West Virginia is in the running for a regional hydrogen hub demonstration project. Most of the state’s federal and state elected leaders submitted an application to the U.S. Department of Energy earlier this year to land one of the regional hubs.

The federal project is funded with $9.5 billion from the hard infrastructure bill, including $8 billion for the Regional Hydrogen Hub program. Each hub is required to demonstrate the production of clean hydrogen and demonstrate the use of clean hydrogen. Lawmakers were able to insert specific language that requires at least one hub to be placed in the Appalachian region.

Shikha Sharma, a professor of geology with WVU’s Eberly College of Arts and Sciences, said that as renewable sources of energy – such as wind and solar – continue to make up more of the nation’s sources of energy between now and 2050, natural gas will still play an enormous role in both providing energy when wind and solar struggle, as well as help decarbonize the atmosphere.

“We are trying to lower our carbon footprint,” Sharma said. “We are trying to lower the environmental impacts of energy produced, and also whichever energy source we try to develop needs to be economically viable so we can afford it. This kind of path moved us from utilizing conventional energy sources – like oil and gas, and coal – to unconventional energy resources like shale gas, which in a way can be considered as a step towards sustainable energy because it produces energy more efficiently.”
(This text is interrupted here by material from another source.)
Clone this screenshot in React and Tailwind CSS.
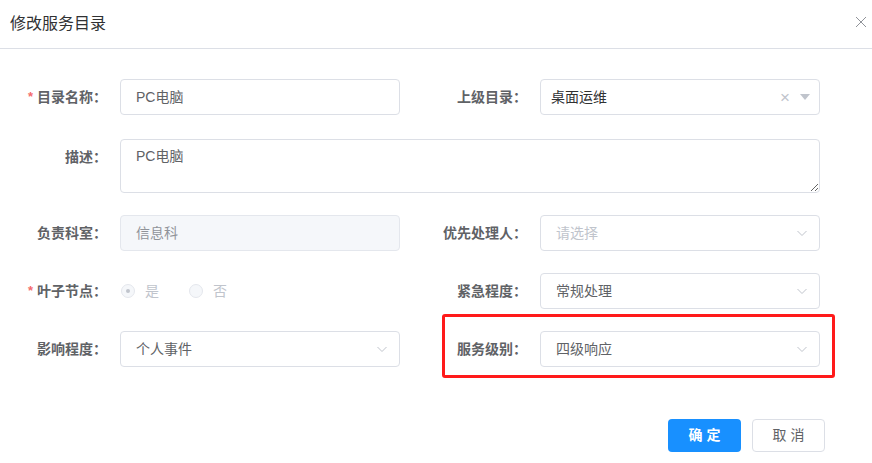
import React from "react";

const font = { fontFamily: '"Liberation Sans", "Noto Sans CJK SC", sans-serif' };

const Chevron = () => (
  <svg width="14" height="14" viewBox="0 0 14 14" className="text-[#c0c4cc]">
    <path d="M2.5 5l4.5 4.5L11.5 5" fill="none" stroke="currentColor" strokeWidth="1" />
  </svg>
);

const Label = ({ text, required }) => (
  <div className="w-[120px] shrink-0 pr-[13px] flex items-center justify-end text-[14px] font-bold text-[#606266]">
    {required && <span className="text-[#f56c6c] mr-[4px] text-[13px]">*</span>}
    {text}：
  </div>
);

const TextBox = ({ value, disabled }) => (
  <div
    className={`w-[280px] h-[36px] rounded-[4px] border flex items-center px-[15px] text-[14px] ${
      disabled ? "bg-[#f5f7fa] border-[#e4e7ed] text-[#909399]" : "bg-white border-[#dcdfe6] text-[#606266]"
    }`}
  >
    {value}
  </div>
);

const SelectBox = ({ value, placeholder }) => (
  <div className="w-[280px] h-[36px] rounded-[4px] border border-[#dcdfe6] bg-white flex items-center pl-[15px] pr-[10px] text-[14px]">
    <span className={`flex-1 ${value ? "text-[#606266]" : "text-[#c0c4cc]"}`}>{value || placeholder}</span>
    <Chevron />
  </div>
);

const Radio = ({ label, checked }) => (
  <div className="flex items-center mr-[30px]">
    <span className="w-[14px] h-[14px] rounded-full border border-[#e4e7ed] bg-[#f5f7fa] flex items-center justify-center">
      {checked && <span className="w-[4px] h-[4px] rounded-full bg-[#c0c4cc]" />}
    </span>
    <span className="ml-[10px] text-[14px] text-[#c0c4cc]">{label}</span>
  </div>
);

export default function App() {
  return (
    <div className="w-[872px] h-[463px] bg-white relative overflow-hidden" style={font}>
      <div className="h-[49px] border-b border-[#dcdfe6] flex items-center justify-between pl-[10px] pr-[5px]">
        <span className="text-[16px] text-[#303133]">修改服务目录</span>
        <svg width="12" height="12" viewBox="0 0 12 12" className="text-[#909399] mb-[4px]">
          <path d="M1 1l10 10M11 1L1 11" stroke="currentColor" strokeWidth="1" />
        </svg>
      </div>

      <div className="pt-[30px] flex flex-col">
        <div className="flex h-[36px] mb-[24px]">
          <div className="flex w-[420px]">
            <Label text="目录名称" required />
            <TextBox value="PC电脑" />
          </div>
          <div className="flex w-[420px]">
            <Label text="上级目录" />
            <div className="w-[280px] h-[36px] rounded-[4px] border border-[#dcdfe6] bg-white flex items-center pl-[10px] pr-[9px] text-[14px]">
              <span className="flex-1 text-[#303133]">桌面运维</span>
              <span className="text-[#c0c4cc] text-[17px] leading-none mr-[10px]">×</span>
              <svg width="10" height="6" viewBox="0 0 10 6" className="text-[#c0c4cc]">
                <path d="M0 0h10L5 6z" fill="currentColor" />
              </svg>
            </div>
          </div>
        </div>

        <div className="flex mb-[22px]">
          <div className="w-[120px] shrink-0 pr-[13px] pt-[8px] flex justify-end text-[14px] font-bold text-[#606266]">
            描述：
          </div>
          <textarea
            readOnly
            defaultValue="PC电脑"
            className="w-[700px] h-[54px] rounded-[4px] border border-[#dcdfe6] px-[15px] py-[6px] text-[14px] text-[#606266] outline-none"
            style={font}
          />
        </div>

        <div className="flex h-[36px] mb-[22px]">
          <div className="flex w-[420px]">
            <Label text="负责科室" />
            <TextBox value="信息科" disabled />
          </div>
          <div className="flex w-[420px]">
            <Label text="优先处理人" />
            <SelectBox placeholder="请选择" />
          </div>
        </div>

        <div className="flex h-[36px] mb-[22px]">
          <div className="flex w-[420px]">
            <Label text="叶子节点" required />
            <div className="flex items-center pl-[1px]">
              <Radio label="是" checked />
              <Radio label="否" />
            </div>
          </div>
          <div className="flex w-[420px]">
            <Label text="紧急程度" />
            <SelectBox value="常规处理" />
          </div>
        </div>

        <div className="flex h-[36px]">
          <div className="flex w-[420px]">
            <Label text="影响程度" />
            <SelectBox value="个人事件" />
          </div>
          <div className="flex w-[420px]">
            <Label text="服务级别" />
            <SelectBox value="四级响应" />
          </div>
        </div>

        <div className="flex justify-end pr-[47px] mt-[52px] gap-[11px]">
          <button className="w-[73px] h-[33px] rounded-[4px] bg-[#1890ff] text-white text-[14px] font-bold tracking-[4px] pl-[4px]">
            确定
          </button>
          <button className="w-[73px] h-[33px] rounded-[4px] border border-[#dcdfe6] bg-white text-[#606266] text-[14px] tracking-[4px] pl-[4px]">
            取消
          </button>
        </div>
      </div>

      <div className="absolute left-[442px] top-[314px] w-[393px] h-[64px] border-[3px] border-[#ff1a1a] rounded-[3px] pointer-events-none" />
    </div>
  );
}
Sharma said her work group can demonstrate that natural gas extraction – using hydraulic fracking and horizontal drilling into the Utica and Marcellus shale formations in northern West Virginia, southeastern Ohio, and western Pennsylvania – can be done with minimal environmental impact.

“Natural gas will also serve as a bridge to overcome technology gaps required for decarbonization in the energy sector,” Sharma said. “Natural gas can be a key player in our energy transition, but we have to make sure that we produce natural gas sustainably in an environmentally responsible manner.”
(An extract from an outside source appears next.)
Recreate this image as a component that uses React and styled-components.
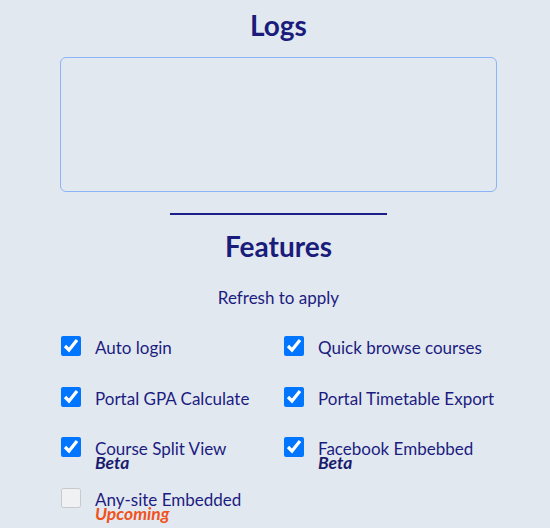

The natural gas extracted can be used in the blue hydrogen manufacturing process. The greenhouse gas emissions from the blue hydrogen manufacturing process can be trapped underground in former natural gas deposits. There is also an opportunity to extract rare earth elements used in manufacturing electronics from shale gas sites.

Xingbo Liu, the associate dean for research and Statler Chair Professor for WVU’s Statler College of Engineering and Mineral Resources, said the technologies for hydrogen production and carbon capture and sequestration are nothing new. But with billions in federal funding for clean energy initiatives and leaps in research, these technologies are closer to being economically viable.

“Technology is much more advanced than before and that’s a very typical pattern for the development of technology development,” Liu said. “The reason this time it’s become real is the technology is much more advanced. Both hardware, computers, and the software become more and more useful.”